**REQUIRED TASK:**
Produce an exact copy of all the data below, dropping every image.

------

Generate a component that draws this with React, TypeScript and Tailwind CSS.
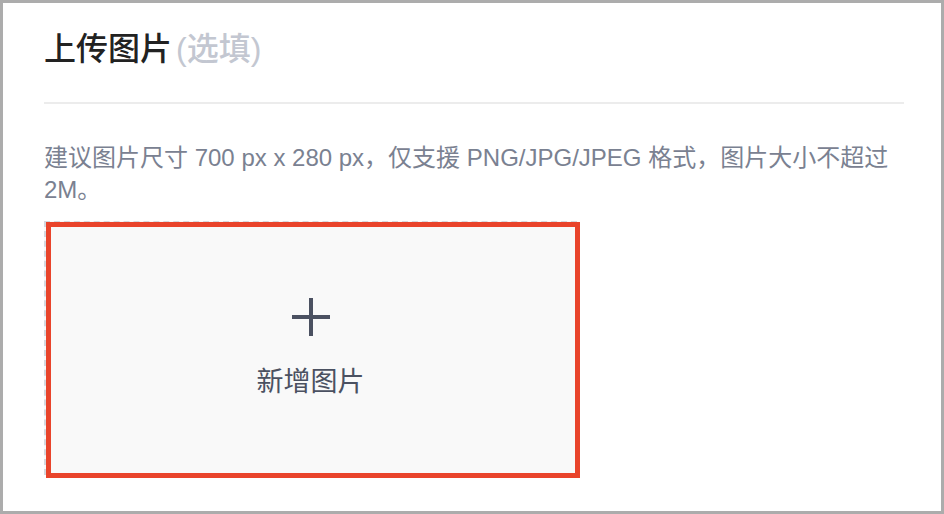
const font = {
  fontFamily: '"Liberation Sans", "Noto Sans CJK SC", sans-serif',
};

function PlusIcon() {
  return (
    <svg width="38" height="38" viewBox="0 0 38 38" aria-hidden>
      <path d="M19 0v38M0 19h38" stroke="#4b5161" strokeWidth="4" />
    </svg>
  );
}

function UploadTile() {
  return (
    <div className="relative mt-[15px] h-[254px] w-[533px]">
      <button
        type="button"
        className="flex h-full w-full flex-col items-center justify-center border-2 border-dashed border-[#d5d8de] bg-[#f9f9f9]"
      >
        <PlusIcon />
        <span className="mt-[30px] text-[27px] leading-[32px] text-[#4b5161]">
          新增图片
        </span>
      </button>
      {/* 选中态高亮框 */}
      <div className="pointer-events-none absolute -bottom-[3px] -right-[3px] left-[2px] top-[1px] border-[5px] border-[#e9442b]" />
    </div>
  );
}

export default function App() {
  return (
    <div
      className="h-[514px] w-[944px] border-[3px] border-[#acacac] bg-white px-[41px]"
      style={font}
    >
      <h2 className="pt-[26px] text-[32px] font-medium leading-[40px] text-[#222222]">
        上传图片
        <span className="ml-[4px] text-[#c3c7d1]">(选填)</span>
      </h2>
      <div className="mt-[33px] h-[2px] w-[860px] bg-[#ececec]" />
      <p className="mt-[38px] w-[860px] text-[24px] leading-[32px] text-[#7a8191]">
        建议图片尺寸 700 px x 280 px，仅支援 PNG/JPG/JPEG 格式，图片大小不超过 2M。
      </p>
      <UploadTile />
    </div>
  );
}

------

**EXERCISE ANSWER:**
Generate a component that draws this with React, TypeScript and Tailwind CSS.
const font = {
  fontFamily: '"Liberation Sans", "Noto Sans CJK SC", sans-serif',
};

function PlusIcon() {
  return (
    <svg width="38" height="38" viewBox="0 0 38 38" aria-hidden>
      <path d="M19 0v38M0 19h38" stroke="#4b5161" strokeWidth="4" />
    </svg>
  );
}

function UploadTile() {
  return (
    <div className="relative mt-[15px] h-[254px] w-[533px]">
      <button
        type="button"
        className="flex h-full w-full flex-col items-center justify-center border-2 border-dashed border-[#d5d8de] bg-[#f9f9f9]"
      >
        <PlusIcon />
        <span className="mt-[30px] text-[27px] leading-[32px] text-[#4b5161]">
          新增图片
        </span>
      </button>
      {/* 选中态高亮框 */}
      <div className="pointer-events-none absolute -bottom-[3px] -right-[3px] left-[2px] top-[1px] border-[5px] border-[#e9442b]" />
    </div>
  );
}

export default function App() {
  return (
    <div
      className="h-[514px] w-[944px] border-[3px] border-[#acacac] bg-white px-[41px]"
      style={font}
    >
      <h2 className="pt-[26px] text-[32px] font-medium leading-[40px] text-[#222222]">
        上传图片
        <span className="ml-[4px] text-[#c3c7d1]">(选填)</span>
      </h2>
      <div className="mt-[33px] h-[2px] w-[860px] bg-[#ececec]" />
      <p className="mt-[38px] w-[860px] text-[24px] leading-[32px] text-[#7a8191]">
        建议图片尺寸 700 px x 280 px，仅支援 PNG/JPG/JPEG 格式，图片大小不超过 2M。
      </p>
      <UploadTile />
    </div>
  );
}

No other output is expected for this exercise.